Skull Island is fucking terrible. It really is. Despite the money poured into it, and the the quality of the cinematography and the visual effects, there is almost nothing in it that fucking works in the slightest.
It's like someone hit Zack Snyder in the head with a large object, spun him in a circle 5 times, put a camera in his hand, and yelled in his year to go run at the imaginary monkey..
The most disappointing thing about Kong isn't that all those actors are completely wasted (Shea Whigham is the only one to register as a real character) it's that Vogt-Roberts seems to get off on taking most setups and swerving them into nothing. There are so many instances where the film builds to a payoff, and then completely fucks up that payoff. Maybe he thought he was being clever (?), I don't know. Maybe he was just dizzy from the rock to the head and the constant spinning and falling down that happened right before the AD called "action!"
But there is nothing satisfying about anything in the movie. Even Whigham's character, the flattest (and therefore most consistent) arc, manages to take a hard left turn into uselessness at the last second.

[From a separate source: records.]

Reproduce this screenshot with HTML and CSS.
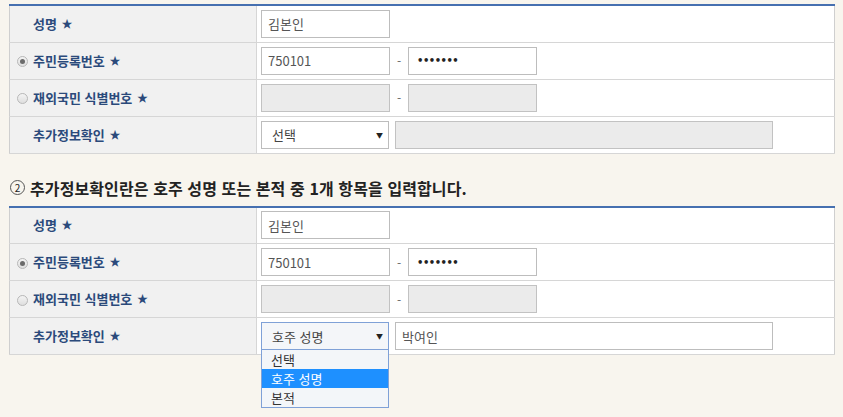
FILE: index.html
```html
<!DOCTYPE html>
<html lang="ko">
<head>
<meta charset="utf-8">
<link rel="stylesheet" href="styles.css">
</head>
<body>
<div class="page">
  <table class="form">
    <tr>
      <th><span class="slot"></span>성명 <span class="star">★</span></th>
      <td><input class="inp" type="text" value="김본인"></td>
    </tr>
    <tr>
      <th><span class="slot"><span class="radio on"></span></span>주민등록번호 <span class="star">★</span></th>
      <td><div class="pair"><input class="inp" type="text" value="750101"><span class="dash">-</span><input class="inp pw" type="text" value="•••••••"></div></td>
    </tr>
    <tr>
      <th><span class="slot"><span class="radio"></span></span>재외국민 식별번호 <span class="star">★</span></th>
      <td><div class="pair"><input class="inp dis" type="text" disabled><span class="dash">-</span><input class="inp dis" type="text" disabled></div></td>
    </tr>
    <tr>
      <th><span class="slot"></span>추가정보확인 <span class="star">★</span></th>
      <td><div class="combo"><div class="sel"><span>선택</span><span class="arr">▼</span></div><input class="inp wide dis" type="text" disabled></div></td>
    </tr>
  </table>

  <h2 class="note"><span class="num">2</span>추가정보확인란은 호주 성명 또는 본적 중 1개 항목을 입력합니다.</h2>

  <table class="form">
    <tr>
      <th><span class="slot"></span>성명 <span class="star">★</span></th>
      <td><input class="inp" type="text" value="김본인"></td>
    </tr>
    <tr>
      <th><span class="slot"><span class="radio on"></span></span>주민등록번호 <span class="star">★</span></th>
      <td><div class="pair"><input class="inp" type="text" value="750101"><span class="dash">-</span><input class="inp pw" type="text" value="•••••••"></div></td>
    </tr>
    <tr>
      <th><span class="slot"><span class="radio"></span></span>재외국민 식별번호 <span class="star">★</span></th>
      <td><div class="pair"><input class="inp dis" type="text" disabled><span class="dash">-</span><input class="inp dis" type="text" disabled></div></td>
    </tr>
    <tr>
      <th><span class="slot"></span>추가정보확인 <span class="star">★</span></th>
      <td><div class="combo"><div class="selwrap"><div class="sel focus"><span>호주 성명</span><span class="arr">▼</span></div>
        <ul class="list"><li>선택</li><li class="hl">호주 성명</li><li>본적</li></ul></div><input class="inp wide" type="text" value="박여인"></div></td>
    </tr>
  </table>
</div>
</body>
</html>
```
FILE: styles.css
```css
* { box-sizing: border-box; }
html, body { min-height: 100%; }
body {
  margin: 0;
  background: #f8f5ee;
  font-family: "Noto Sans CJK KR", "Noto Sans", sans-serif;
  color: #333;
}
.page { padding: 4px 8px 70px 9px; }
.form {
  width: 826px;
  border-collapse: collapse;
  border-top: 2px solid #4670b0;
  border-left: 1px solid #cfcfcf;
  border-right: 1px solid #cfcfcf;
  background: #fff;
}
.form tr { height: 37px; border-bottom: 1px solid #d6d6d6; }
.form th {
  width: 247px;
  background: #f1f1f1;
  border-right: 1px solid #d6d6d6;
  text-align: left;
  font-weight: bold;
  font-size: 13px;
  line-height: 16px;
  color: #2b4a7b;
  padding: 0 0 0 7px;
  white-space: nowrap;
}
.form td { padding: 0 0 0 4px; vertical-align: middle; }
.slot { display: inline-block; width: 16px; vertical-align: middle; height: 11px; }
.radio {
  display: block;
  width: 11px; height: 11px;
  border-radius: 50%;
  border: 1px solid #b8b8b8;
  background: linear-gradient(#f4f4f4, #dedede);
  position: relative;
}
.radio.on::after {
  content: "";
  position: absolute;
  left: 2px; top: 2px;
  width: 5px; height: 5px;
  border-radius: 50%;
  background: #6b6b6b;
}
.star { font-size: 11px; color: #2b4a7b; margin-left: 1px; position: relative; top: -1px; }
.inp {
  display: block;
  width: 129px;
  height: 28px;
  border: 1px solid #bdbdbd;
  background: #fff;
  font-family: "Noto Sans CJK KR", sans-serif;
  font-size: 13px;
  color: #555;
  padding: 0 6px;
  outline: none;
}
.inp.dis { background: #ebebeb; border-color: #c2c2c2; }
.inp.pw { font-size: 10px; font-weight: bold; letter-spacing: -0.5px; color: #222; padding-left: 8px; font-family: "DejaVu Sans", sans-serif; }
.pair { display: flex; align-items: center; }
.dash { width: 18px; text-align: center; font-size: 12px; color: #666; }
.combo { display: flex; align-items: center; gap: 6px; }
.inp.wide { width: 378px; }
.selwrap { position: relative; }
.sel {
  width: 128px;
  height: 28px;
  border: 1px solid #bdbdbd;
  background: #fff;
  display: flex;
  align-items: center;
  justify-content: space-between;
  padding: 0 5px 0 10px;
  font-size: 13px;
  color: #444;
}
.sel.focus { border-color: #7fa1d7; background: #f4f6f9; }
.arr { font-size: 7px; color: #222; }
.list {
  position: absolute;
  z-index: 10;
  left: 0; top: 28px;
  width: 128px;
  margin: 0;
  padding: 0;
  list-style: none;
  border: 1px solid #7fa1d7;
  border-top: none;
  background: #f3f6f9;
  font-size: 13px;
  color: #333;
}
.list li { height: 19px; line-height: 19px; padding-left: 9px; }
.list li.hl { background: #1e90ff; color: #fff; }
.note {
  margin: 24px 0 8px 1px;
  font-size: 16px;
  line-height: 20px;
  font-weight: bold;
  letter-spacing: 0.1px;
  color: #222;
  display: flex;
  align-items: center;
}
.num {
  width: 15px; height: 15px;
  border: 1px solid #555;
  border-radius: 50%;
  font-size: 10px;
  line-height: 13px;
  text-align: center;
  margin-right: 5px;
  font-weight: normal;
  letter-spacing: 0;
}
```
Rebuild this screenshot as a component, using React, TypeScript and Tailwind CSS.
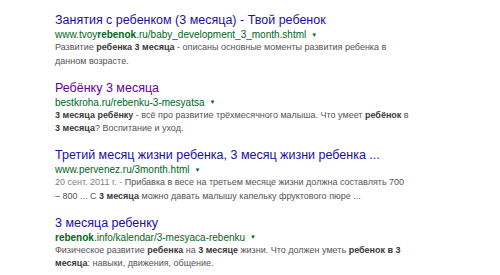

It's so inept that it can't stop itself from fucking up it's stupid post-credits scene. It can't even catch its own case of superhero herpes correctly.
If Skull Island was a person, it'd be an excitable bucktooth idiot with a cowlick and a full load of recycled meat in his drawers, excitedly trying to share the details of last night's football game and forgetting where he is every 3 minutes.
I hope Godzilla whips his fucking ass.